Groups representing small-engine manufacturers and power-equipment makers also have said that alcohol-blend fuels are bad for the engines in boats, chain saws, lawn mowers, generators and the like.
A statement from the two auto groups cites “new results from a two-year study on engine durability” done for the Coordinating Research Council (CRC). The study for CRC was done by FEV, which the groups describe as “a longtime consultant to the U.S. Environmental Protection Agency.”
The statement from Auto Alliance and Global Automakers says:
The CRC study released today showed adverse results from E15 use in certain popular, high-volume models of cars. Problems included damaged valves and valve seats, which can lead to loss of compression and power, diminished vehicle performance, misfires, engine damage, as well as poor fuel economy and increased emissions.
“Clearly, many vehicles on the road today are at risk of harm from E15. The unknowns concern us greatly, since only a fraction of vehicles have been tested to determine their tolerance to E15,” said Mitch Bainwol, president and CEO of Auto Alliance. “Automakers did not build these vehicles to handle the more corrosive E15 fuel. That’s why we urged EPA to wait for the results of further testing.”
The potential costs to consumers are significant.
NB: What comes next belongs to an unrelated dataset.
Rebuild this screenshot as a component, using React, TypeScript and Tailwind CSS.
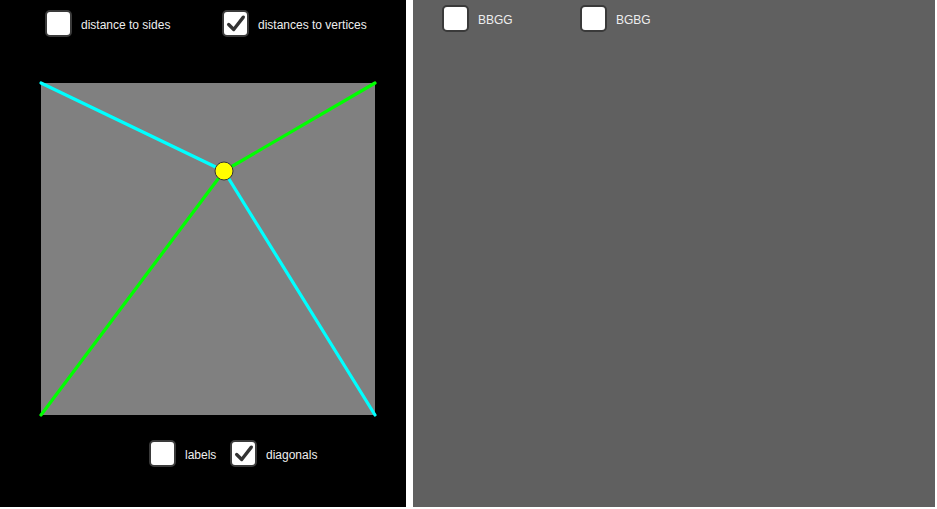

The most likely repair would be cylinder head replacement, which costs from $2000 (to) $4000 for single cylinder head engines and twice as much for V-type engines.
Growth Energy, representing ethanol producers, in 2009 petitioned the EPA to allow E15 fuel, which it has done for newer vehicles.
In 2008, EPA had outlined the tests needed to approve the waiver allowing E15, and those weren’t done before the government OK was given to E15, the auto groups say.
Growth Energy disputed the CRC data as being based on “misinformation and inaccurate data.”
Here’s why Growth Energy says the CRC study is worthless:
Growth Energy’s says:
The EPA tests were much more thorough, testing more engines for longer periods, and for 120,000 miles, and the results were consistently clear – E15 did not produce any negative effects. If that is not enough, consider the fact that NASCAR has run close to two million miles on E15 in some of the toughest engine conditions imaginable with no problems whatsoever. As a matter of fact, their extensive use of E15 has shown the benefits of increased horsepower and performance.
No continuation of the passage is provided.